■ **DESCRIPTION OF THE TASK**
Find the lines holding the string "this" in the data, then copy all of them.

■ **Code that builds pages**
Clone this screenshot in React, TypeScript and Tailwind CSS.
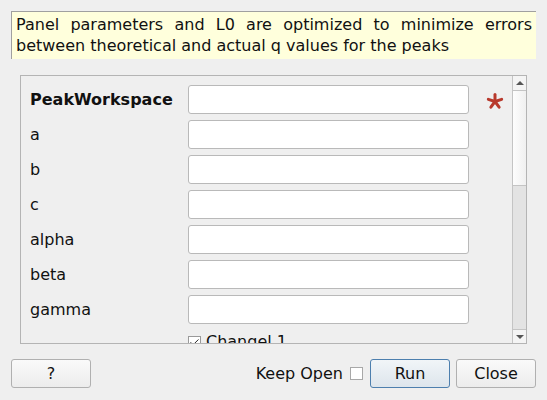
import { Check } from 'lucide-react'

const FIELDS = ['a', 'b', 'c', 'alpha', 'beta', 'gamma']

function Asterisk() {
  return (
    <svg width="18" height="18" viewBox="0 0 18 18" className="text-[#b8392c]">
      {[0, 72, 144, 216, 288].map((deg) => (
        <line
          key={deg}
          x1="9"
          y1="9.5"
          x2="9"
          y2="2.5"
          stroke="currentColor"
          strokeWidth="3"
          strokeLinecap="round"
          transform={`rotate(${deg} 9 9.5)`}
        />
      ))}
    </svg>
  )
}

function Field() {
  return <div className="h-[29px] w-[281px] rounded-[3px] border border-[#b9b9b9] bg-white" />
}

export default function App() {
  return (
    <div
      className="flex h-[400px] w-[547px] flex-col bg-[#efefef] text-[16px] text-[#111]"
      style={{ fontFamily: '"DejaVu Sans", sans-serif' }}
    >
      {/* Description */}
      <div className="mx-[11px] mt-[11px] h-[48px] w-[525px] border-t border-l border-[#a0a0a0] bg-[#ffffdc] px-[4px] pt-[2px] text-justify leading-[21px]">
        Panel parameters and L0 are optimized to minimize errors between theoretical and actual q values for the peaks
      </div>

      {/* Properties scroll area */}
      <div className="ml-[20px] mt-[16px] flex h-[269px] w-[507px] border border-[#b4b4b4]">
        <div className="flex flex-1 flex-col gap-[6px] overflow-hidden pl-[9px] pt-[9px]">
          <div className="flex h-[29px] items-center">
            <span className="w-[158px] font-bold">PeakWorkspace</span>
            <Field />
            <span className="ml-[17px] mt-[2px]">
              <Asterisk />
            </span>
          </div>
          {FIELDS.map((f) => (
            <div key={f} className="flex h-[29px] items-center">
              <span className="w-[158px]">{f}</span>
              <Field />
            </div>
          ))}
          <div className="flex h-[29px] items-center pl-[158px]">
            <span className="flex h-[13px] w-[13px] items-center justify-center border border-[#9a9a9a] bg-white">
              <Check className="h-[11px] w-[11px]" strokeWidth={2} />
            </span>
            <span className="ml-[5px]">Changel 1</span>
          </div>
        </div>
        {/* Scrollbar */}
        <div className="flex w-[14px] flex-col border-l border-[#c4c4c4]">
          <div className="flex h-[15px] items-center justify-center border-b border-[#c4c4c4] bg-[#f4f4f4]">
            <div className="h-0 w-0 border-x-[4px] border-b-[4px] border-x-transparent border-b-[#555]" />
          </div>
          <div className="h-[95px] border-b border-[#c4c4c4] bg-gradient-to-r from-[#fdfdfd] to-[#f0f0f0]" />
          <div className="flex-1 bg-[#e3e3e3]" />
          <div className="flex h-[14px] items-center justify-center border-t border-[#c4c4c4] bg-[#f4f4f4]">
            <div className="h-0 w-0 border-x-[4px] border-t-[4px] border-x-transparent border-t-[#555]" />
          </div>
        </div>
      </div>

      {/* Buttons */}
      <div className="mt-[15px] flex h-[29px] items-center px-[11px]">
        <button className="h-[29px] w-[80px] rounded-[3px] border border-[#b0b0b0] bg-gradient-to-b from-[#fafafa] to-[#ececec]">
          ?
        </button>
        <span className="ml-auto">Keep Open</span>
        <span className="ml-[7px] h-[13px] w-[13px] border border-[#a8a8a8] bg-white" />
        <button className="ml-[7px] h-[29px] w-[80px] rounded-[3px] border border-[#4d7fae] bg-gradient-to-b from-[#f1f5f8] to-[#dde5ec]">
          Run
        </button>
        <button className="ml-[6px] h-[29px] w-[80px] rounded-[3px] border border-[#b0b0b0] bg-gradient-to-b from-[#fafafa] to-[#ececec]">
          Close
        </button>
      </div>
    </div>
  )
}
--
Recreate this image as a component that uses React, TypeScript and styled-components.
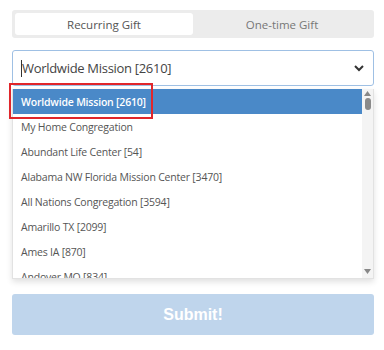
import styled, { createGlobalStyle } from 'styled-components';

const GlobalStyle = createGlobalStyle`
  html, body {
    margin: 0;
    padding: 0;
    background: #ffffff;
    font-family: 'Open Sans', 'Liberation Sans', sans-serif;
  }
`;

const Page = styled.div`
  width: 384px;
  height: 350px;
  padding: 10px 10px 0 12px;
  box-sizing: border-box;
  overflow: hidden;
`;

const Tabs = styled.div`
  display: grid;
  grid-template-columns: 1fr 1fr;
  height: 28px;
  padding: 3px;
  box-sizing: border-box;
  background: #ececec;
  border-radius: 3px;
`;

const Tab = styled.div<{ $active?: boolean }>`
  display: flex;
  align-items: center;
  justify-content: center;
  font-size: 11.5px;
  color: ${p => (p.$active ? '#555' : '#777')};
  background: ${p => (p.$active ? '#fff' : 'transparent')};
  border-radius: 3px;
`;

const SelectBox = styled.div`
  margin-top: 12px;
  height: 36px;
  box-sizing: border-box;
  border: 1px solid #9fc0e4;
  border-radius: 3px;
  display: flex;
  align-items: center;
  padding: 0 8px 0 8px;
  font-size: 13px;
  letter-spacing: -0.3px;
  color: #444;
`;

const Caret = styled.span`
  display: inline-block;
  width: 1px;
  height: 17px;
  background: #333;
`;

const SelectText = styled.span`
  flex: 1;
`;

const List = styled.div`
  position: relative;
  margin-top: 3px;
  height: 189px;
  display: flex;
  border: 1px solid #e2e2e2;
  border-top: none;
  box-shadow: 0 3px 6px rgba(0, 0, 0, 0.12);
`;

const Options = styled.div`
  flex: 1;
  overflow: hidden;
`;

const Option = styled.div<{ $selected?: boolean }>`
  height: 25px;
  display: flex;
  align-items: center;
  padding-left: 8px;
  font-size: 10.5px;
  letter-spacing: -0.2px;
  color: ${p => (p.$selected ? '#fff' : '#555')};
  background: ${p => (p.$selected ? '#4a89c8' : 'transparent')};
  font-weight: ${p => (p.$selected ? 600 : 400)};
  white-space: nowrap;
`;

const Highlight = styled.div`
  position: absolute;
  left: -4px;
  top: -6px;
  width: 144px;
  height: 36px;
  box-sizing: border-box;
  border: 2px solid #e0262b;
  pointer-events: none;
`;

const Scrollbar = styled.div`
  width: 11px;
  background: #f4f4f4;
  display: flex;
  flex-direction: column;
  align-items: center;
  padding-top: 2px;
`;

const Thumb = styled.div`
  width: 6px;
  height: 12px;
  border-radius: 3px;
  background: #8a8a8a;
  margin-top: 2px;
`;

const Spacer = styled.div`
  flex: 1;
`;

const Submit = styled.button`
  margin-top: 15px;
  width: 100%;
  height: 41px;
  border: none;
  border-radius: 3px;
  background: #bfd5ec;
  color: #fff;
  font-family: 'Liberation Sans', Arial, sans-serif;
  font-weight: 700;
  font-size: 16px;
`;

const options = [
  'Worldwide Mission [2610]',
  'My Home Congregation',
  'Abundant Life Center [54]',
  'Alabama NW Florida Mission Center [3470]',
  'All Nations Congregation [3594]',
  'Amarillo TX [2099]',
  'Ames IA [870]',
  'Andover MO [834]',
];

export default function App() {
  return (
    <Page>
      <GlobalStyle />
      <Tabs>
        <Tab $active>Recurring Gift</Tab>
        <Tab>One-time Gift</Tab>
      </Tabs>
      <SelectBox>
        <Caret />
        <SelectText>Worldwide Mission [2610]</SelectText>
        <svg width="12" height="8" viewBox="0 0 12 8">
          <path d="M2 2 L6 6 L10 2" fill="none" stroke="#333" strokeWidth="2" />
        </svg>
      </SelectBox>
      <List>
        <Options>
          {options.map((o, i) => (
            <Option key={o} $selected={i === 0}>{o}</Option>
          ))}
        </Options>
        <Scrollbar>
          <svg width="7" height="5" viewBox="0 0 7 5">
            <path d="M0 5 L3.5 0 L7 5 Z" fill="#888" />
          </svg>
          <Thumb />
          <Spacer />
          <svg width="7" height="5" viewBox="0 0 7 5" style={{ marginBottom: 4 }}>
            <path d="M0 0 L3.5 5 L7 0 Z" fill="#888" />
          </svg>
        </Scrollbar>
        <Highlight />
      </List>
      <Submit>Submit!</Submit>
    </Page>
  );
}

■ **THE SOLUTION**
Clone this screenshot in React, TypeScript and Tailwind CSS.
Recreate this image as a component that uses React, TypeScript and styled-components.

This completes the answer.